Je ne crois pas à l’alliance de nos États-nations, parce qu’on ne peut pas fonder l’union sur l’obstacle par excellence à toute union qu’est la souveraineté absolue, mythe hérité des monarchies de droit divin. Je ne crois pas aux promesses des ministres qui nous annoncent depuis plus de vingt ans leur intention de faire l’Europe sans sacrifier leurs souverainetés. Je ne crois pas à cette amicale des misanthropes ! C’est une chose que l’on peut écrire mais qu’on ne peut faire, car ou bien vous formez une amicale, mais alors vous n’êtes plus des misanthropes, ou bien vous restez misanthropes, mais alors l’amicale est exclue.

Je ne souhaite nullement l’adhésion de la Suisse à quelque Europe des États unifiés par des ministres ou par des technocrates. Le vrai problème me paraît être l’adhésion de l’Europe à la Suisse, l’adhésion des Européens à la formule fédéraliste qui a fait la Suisse et qui demeure sa raison d’être. En d’autres termes : je ne crains rien pour l’avenir de la Suisse en Europe, étant bien convaincu que l’avenir de l’Europe ne saurait être qu’helvétique !

Si ces paroles vous semblent trop hardies, voire téméraires, permettez-moi de les appuyer sur l’autorité, on ne peut plus opportune en l’occurrence, d’un homme qui fut à la fois un grand juriste, un grand Européen, et un grand Zurichois, je veux parler de Johann Caspar Bluntschli.

Décrivant ce qu’il appelait le « caractère international de la nationalité politique des Suisses », il écrivait en 1875 :

Dadurch hat die Schweiz in ihrem Bereiche Ideen und Prinzipien geklärt und verwirklicht, welche fur die ganze europäische Staatenwelt segensreich und fruchtbar, welche bestimmt sind, dereinst auch den Frieden Europas zu sichern… Wenn dereinst das Ideal der Zukunft verwirklicht sein wird, dann mag die internationale Schweizernationalität in der grösseren europäischen Gemeinschaft aufgelöst werden. Sie wird nicht vergeblich und nicht unrühmlich gelebt haben.
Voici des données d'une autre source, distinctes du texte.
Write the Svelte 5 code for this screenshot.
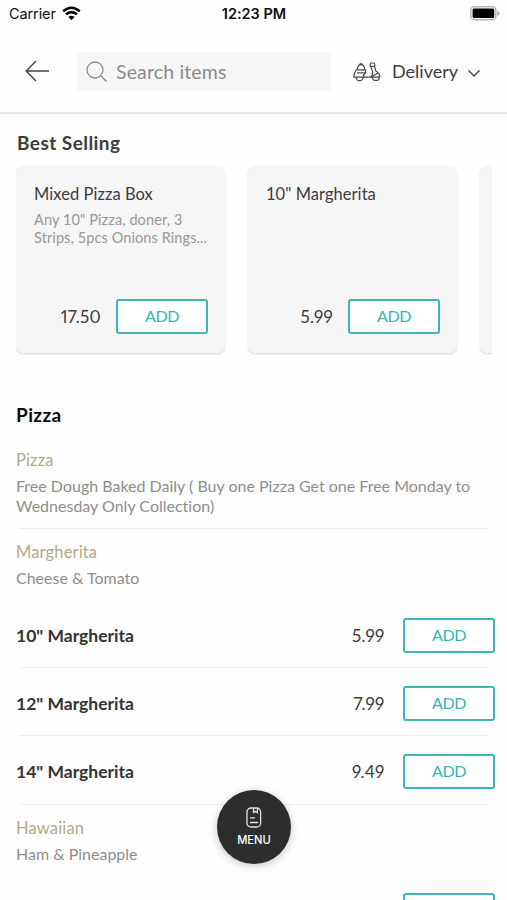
<script lang="ts">
  type Card = { name: string; desc: string; price: string };
  type Item = { name: string; price: string };
  type Group = { title: string; desc: string; items: Item[] };

  const bestSelling: Card[] = [
    { name: 'Mixed Pizza Box', desc: 'Any 10" Pizza, doner, 3 Strips, 5pcs Onions Rings...', price: '17.50' },
    { name: '10" Margherita', desc: '', price: '5.99' },
  ];

  const groups: Group[] = [
    {
      title: 'Pizza',
      desc: 'Free Dough Baked Daily ( Buy one Pizza Get one Free Monday to Wednesday Only Collection)',
      items: [],
    },
    {
      title: 'Margherita',
      desc: 'Cheese & Tomato',
      items: [
        { name: '10" Margherita', price: '5.99' },
        { name: '12" Margherita', price: '7.99' },
        { name: '14" Margherita', price: '9.49' },
      ],
    },
    {
      title: 'Hawaiian',
      desc: 'Ham & Pineapple',
      items: [{ name: '', price: '' }],
    },
  ];
</script>

<div class="screen">
  <div class="status">
    <div class="carrier">
      <span>Carrier</span>
      <svg width="19" height="15" viewBox="0 0 19 15" fill="none" stroke="#000" stroke-width="2.5">
        <path d="M1.2 5.2Q9.5 -1.8 17.8 5.2" />
        <path d="M4 8.4Q9.5 3.8 15 8.4" />
        <path d="M9.5 14.2L6.4 11.1Q9.5 8.6 12.6 11.1Z" fill="#000" stroke="none" />
      </svg>
    </div>
    <span class="clock">12:23 PM</span>
    <svg class="battery" width="31" height="15" viewBox="0 0 31 15">
      <rect x="1.8" y="0.8" width="25" height="13" rx="3.6" fill="#fff" stroke="#b5b5b5" stroke-width="1.5" />
      <rect x="3.6" y="2.6" width="21.6" height="9.4" rx="1.6" fill="#000" />
      <path d="M28.3 5v4.8q2.2-.8 2.2-2.4T28.3 5z" fill="#a8a8a8" />
    </svg>
  </div>

  <header class="header">
    <button class="back" aria-label="Back">
      <svg width="25" height="22" viewBox="0 0 25 22" fill="none" stroke="#444" stroke-width="1.4">
        <path d="M24 11H1.5M11 1L1.2 11L11 21" />
      </svg>
    </button>
    <div class="search">
      <svg width="21" height="21" viewBox="0 0 21 21" fill="none" stroke="#8b8b8b" stroke-width="1.3" stroke-linecap="round">
        <circle cx="9" cy="9" r="8" />
        <path d="M14.8 14.8L20 20" />
      </svg>
      <span>Search items</span>
    </div>
    <button class="mode">
      <svg width="28" height="20" viewBox="0 0 28 20" fill="none" stroke="#4a4a4a" stroke-width="1.2" stroke-linejoin="round">
        <path d="M4.2 7.8C4.4 4.2 5.4 2.6 8 2.6S11.6 4.2 11.8 7.8M6 3Q8 .4 10 3" />
        <path d="M3.4 7.8H12.6V10.8H4M3.4 7.8C1.6 9.8.8 12 .8 15.2H3.2M12.6 10.8Q10.2 12.8 10.4 15.2H17.8Q20 13 19.6 9.8L17.8 4.4" />
        <path d="M17.6 1H20.6Q21.8 1 21.8 2.2V4.4H17.4Q16.6 2.6 17.6 1ZM21.4 4.4L22.8 9Q26.6 10.8 26.8 14.8H25.4M17.8 15.2L25 11" />
        <path d="M3.2 15.2A3.5 3.5 0 0 0 10.2 15.2M3.2 15.2H10.4M19.6 15.2A3.3 3.3 0 0 0 26.2 15.2M17.8 15.2H26.8" />
      </svg>
      <span>Delivery</span>
      <svg class="chevron" width="12" height="7" viewBox="0 0 12 7" fill="none" stroke="#444" stroke-width="1.4" stroke-linecap="round">
        <path d="M.8.8L6 6L11.2.8" />
      </svg>
    </button>
  </header>

  <main>
    <h2 class="best-title">Best Selling</h2>
    <div class="cards">
      {#each bestSelling as card (card.name)}
        <article class="card">
          <h3>{card.name}</h3>
          <p>{card.desc}</p>
          <div class="buy">
            <span class="price">{card.price}</span>
            <button class="add">ADD</button>
          </div>
        </article>
      {/each}
      <article class="card"></article>
    </div>

    <h2 class="category">Pizza</h2>
    {#each groups as group, i (group.title)}
      <section class="group">
        <h4>{group.title}</h4>
        <p>{group.desc}</p>
        {#each group.items as item, j}
          {#if j > 0}<hr />{/if}
          <div class="row">
            <span class="name">{item.name}</span>
            <span class="price">{item.price}</span>
            <button class="add" aria-label="Add">{item.name ? 'ADD' : ''}</button>
          </div>
        {/each}
      </section>
      {#if i < groups.length - 1}<hr />{/if}
    {/each}
  </main>

  <button class="menu">
    <svg width="16" height="21" viewBox="0 0 16 21" fill="none" stroke="#e4e4e4" stroke-width="1.3" stroke-linejoin="round">
      <rect x="1" y="1" width="13.6" height="19" rx="3.8" />
      <path d="M7.5 1V5.8L9.5 4.4L11.5 5.8V1M4 10.8H9M4 15.5H12" />
    </svg>
    <span>MENU</span>
  </button>
</div>

<style>
  :global(body) {
    background: #fff;
  }
  .screen {
    position: relative;
    width: 507px;
    height: 900px;
    overflow: hidden;
    display: flex;
    flex-direction: column;
    background: #fefefe;
    color: #3c3c3c;
    font-family: Lato, 'Open Sans', sans-serif;
    font-variant-ligatures: none;
  }
  h2, h3, h4, p {
    margin: 0;
  }
  button {
    padding: 0;
    border: none;
    background: none;
    color: inherit;
    font: inherit;
  }
  svg {
    display: block;
    flex-shrink: 0;
  }
  hr {
    height: 1px;
    margin: 0 6px 0 3px;
    border: none;
    background: #efefef;
  }

  .status {
    height: 27px;
    flex-shrink: 0;
    display: grid;
    grid-template-columns: 1fr auto 1fr;
    align-items: center;
    padding: 0 7px 0 9px;
    box-sizing: border-box;
    font-family: Inter, sans-serif;
    font-size: 14.5px;
    color: #111;
  }
  .carrier {
    display: flex;
    align-items: center;
    gap: 6px;
    letter-spacing: -0.1px;
  }
  .clock {
    font-weight: 600;
    margin-right: 1px;
  }
  .battery {
    justify-self: end;
  }

  .header {
    height: 87px;
    flex-shrink: 0;
    box-sizing: border-box;
    display: flex;
    align-items: center;
    padding: 3px 27px 0 25px;
    border-bottom: 2px solid #e6e6e6;
  }
  .search {
    width: 254px;
    height: 39px;
    margin-left: 27px;
    padding-left: 9px;
    box-sizing: border-box;
    display: flex;
    align-items: center;
    gap: 9px;
    border-radius: 4px;
    background: #f6f6f6;
    color: #8b8b8b;
    font-size: 19.5px;
    letter-spacing: 0.15px;
  }
  .mode {
    flex: 1;
    margin-left: 22px;
    display: flex;
    align-items: center;
    font-size: 18px;
  }
  .mode span {
    margin-left: 11px;
  }
  .mode svg:first-child {
    margin-top: 2px;
  }
  .chevron {
    margin: 5px 0 0 auto;
  }

  main {
    padding: 0 12px 0 16px;
  }
  .best-title {
    margin: 17px 0 0 1px;
    font-size: 19px;
    line-height: 24px;
    letter-spacing: 0.45px;
  }
  .cards {
    display: flex;
    gap: 23px;
    margin: 11px 3px 0 0;
    padding-bottom: 4px;
    overflow: hidden;
  }
  .card {
    width: 209px;
    height: 187px;
    flex-shrink: 0;
    box-sizing: border-box;
    display: flex;
    flex-direction: column;
    padding: 17px 17px 19px 18px;
    border-radius: 7px;
    background: #f6f6f6;
    box-shadow: 0 1px 2px rgba(0, 0, 0, 0.16);
  }
  .card h3 {
    font-size: 16.5px;
    font-weight: 400;
    line-height: 22px;
    letter-spacing: 0.05px;
  }
  .card p {
    margin-top: 6px;
    font-size: 14.5px;
    line-height: 18px;
    letter-spacing: 0.1px;
    color: #989898;
  }
  .buy {
    margin-top: auto;
    display: flex;
    align-items: center;
    justify-content: flex-end;
    gap: 15px;
  }
  .price {
    font-size: 17px;
    letter-spacing: 0.25px;
    font-variant-numeric: proportional-nums;
  }
  .add {
    width: 92px;
    height: 35px;
    padding-bottom: 2px;
    box-sizing: border-box;
    border: 2px solid #3cb6b6;
    border-radius: 3px;
    background: #fff;
    color: #35b5b3;
    font-size: 16px;
    letter-spacing: -0.4px;
  }

  .category {
    margin: 46px 0 21px;
    color: #0c0c0c;
    font-size: 19px;
    line-height: 24px;
    letter-spacing: 0.4px;
  }
  .group {
    padding: 1px 0 13px;
  }
  .group h4 {
    color: #b3a989;
    font-size: 16.5px;
    font-weight: 400;
    line-height: 22px;
    letter-spacing: 0.15px;
  }
  .group p {
    margin-top: 5px;
    color: #8e8e8e;
    font-size: 16px;
    line-height: 19.5px;
  }
  hr + .group {
    padding: 12px 0 0;
  }
  hr + .group p {
    margin: 5px 0 12px;
  }
  .row {
    display: flex;
    align-items: center;
    height: 67.4px;
    padding-top: 4px;
    box-sizing: border-box;
  }
  .row .name {
    flex: 1;
    color: #333;
    font-size: 17.5px;
    font-weight: 700;
  }
  .row .add {
    margin-left: 18.5px;
  }

  .menu {
    position: absolute;
    left: 217px;
    top: 790px;
    width: 74px;
    height: 74px;
    display: flex;
    flex-direction: column;
    align-items: center;
    padding-top: 17px;
    box-sizing: border-box;
    gap: 5px;
    border-radius: 50%;
    background: #2d2d2d;
    box-shadow: 0 2px 8px rgba(0, 0, 0, 0.22);
    color: #fff;
    font-family: Inter, sans-serif;
    font-size: 11.2px;
    font-weight: 500;
  }
</style>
Sur quoi Bluntschli propose un modèle d’union européenne dirigée par un conseil fédéral et un sénat représentant les peuples, et il conclut avec une sobriété tout helvétique :

Dieser neue Vorschlag einer europäischen Bundesverfassung ist nicht glänzend und nicht ungewöhnlich, er ist nüchtern und bescheiden ; aber indem er sich an die realen Mächte hält und diesen die Erfüllung der hoheren idealen Aufgaben anvertraut, ist er, wie ich hoffe, eher ausführbar und wirkungsvoller als die früheren Pläne…

Chers amis zurichois, si je puis me dire patriote suisse, c’est peut-être dans la mesure où ces phrases de Bluntschli me touchent.

Sobriété, efficacité, réalisme, au service de solidarités plus vastes, qui nous unissent, mais nous incitent aussi à dépasser l’égoïsme inhérent à toute union : voilà le meilleur de la tradition suisse, nulle part plus sensible à Zurich que dans votre université.

C’est cet esprit qui donne tout son prix aux distinctions que vous venez de nous conférer, et pour lesquelles, au nom de mes deux collègues comme du mien, c’est un honneur pour moi de vous exprimer notre profonde reconnaissance.